The downside is also the upside: you can’t hide behind partner chemistry on slow days; it’s you and the lens. But that’s why the lane converts so well. When you are the brand, the room shows up for you, not for a tag. Test formats, iterate in public, keep the cadence. The audience forgives small rough edges if the voice is consistent and the ending lands.
Representation matters more here than anywhere because solo magnifies the person. If your page looks like a single paint swatch, you’re leaving art and money on the table. We want range: bodies, skin tones, scars, freckles, ink, no ink, loud, quiet, athletic, soft, neon hair, shaved head, everything. Specific converts. Specific replays.
Programming a night that doesn’t dissolve into scroll fatigue? Treat it like a weekend magazine page: lede (short, daylight, real hello), feature (deeper color, tighter frame, hands read like language), closer (edits slow, breath up, button soft). Even three short solos feel like chapters with that cadence.

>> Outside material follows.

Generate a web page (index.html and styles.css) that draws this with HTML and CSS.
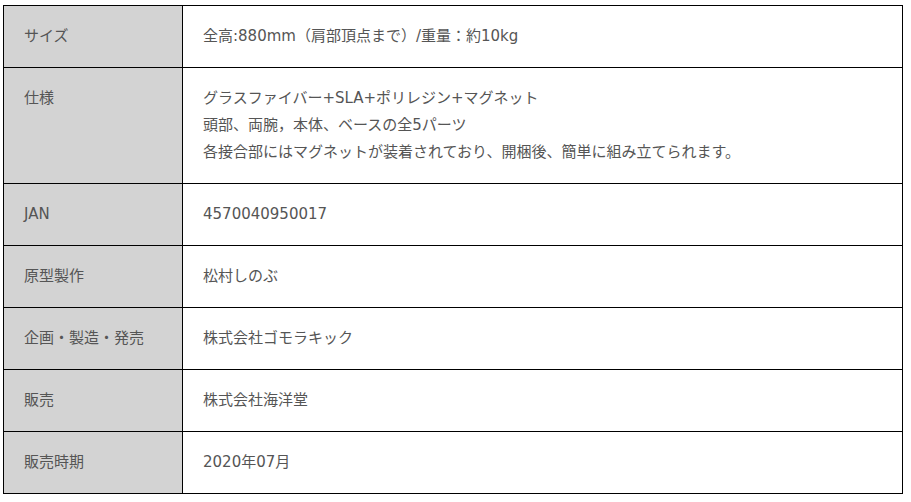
FILE: index.html
```html
<!DOCTYPE html>
<html lang="ja">
<head>
<meta charset="utf-8">
<link rel="stylesheet" href="styles.css">
</head>
<body>
<table class="spec">
<tr><th>サイズ</th><td>全高:880mm（肩部頂点まで）/重量：約10kg</td></tr>
<tr><th>仕様</th><td>グラスファイバー+SLA+ポリレジン+マグネット<br>頭部、両腕，本体、ベースの全5パーツ<br>各接合部にはマグネットが装着されており、開梱後、簡単に組み立てられます。</td></tr>
<tr><th>JAN</th><td>4570040950017</td></tr>
<tr><th>原型製作</th><td>松村しのぶ</td></tr>
<tr><th>企画・製造・発売</th><td>株式会社ゴモラキック</td></tr>
<tr><th>販売</th><td>株式会社海洋堂</td></tr>
<tr><th>販売時期</th><td>2020年07月</td></tr>
</table>
</body>
</html>
```
FILE: styles.css
```css
html, body {
  margin: 0;
  background: #fff;
}
body {
  padding: 5px 0 0 3px;
  font-family: "DejaVu Sans", "Noto Sans CJK JP", sans-serif;
  font-size: 15px;
  color: #555;
}
.spec {
  border-collapse: collapse;
  width: 900px;
}
.spec th, .spec td {
  border: 1px solid #000;
  padding: 17px 18px 17px 20px;
  line-height: 27px;
  text-align: left;
  vertical-align: top;
  font-weight: normal;
}
.spec th {
  width: 140px;
  background: #d3d3d3;
}
```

Micro-ops that save your sanity: batch room tone (10 sec of quiet for patching edits), label files like future-you matters, keep a “fabric bin” (scarf, tee, robe) near set, hydrate, stretch. Decide your last 15 seconds before you roll. If you don’t know the final image, you’ll fade mid-sentence and kill the memory.
Comparisons time (short and sweeter): couple scenes are a dance - give-and-take, shared rhythm; solo is a monologue - author voice, one mind driving. Neither “wins.” They ping different parts of the brain. If you like chemistry volleyball, pick dance. If you like unfiltered presence, pick monologue. Most nights, a mix hits best.
Myths vs reality, lightning round:
Myth: Solo is “less.” Reality: It’s concentrated - fewer distractions, more human.
Myth: Fancy gear required. Reality: Light placement and a last shot beat a truckload of LEDs.
Myth: No partner = no consent work. Reality: You still plan limits with yourself - energy, props, angles - and your edit makes them legible.
Myth: Louder music fixes nerves. Reality: Quiet sells truth; music is garnish.
Final note, plain talk: solo female keeps winning because it does the radical basic thing the internet rarely trusts - one adult in charge of one moment, no apologies needed. No crash of bodies, no circus. Just a face, a breath, two hands, and the grace to finish the sentence. Build your lede, protect your audio, let the frame breathe, and land the button. That’s the whole trick.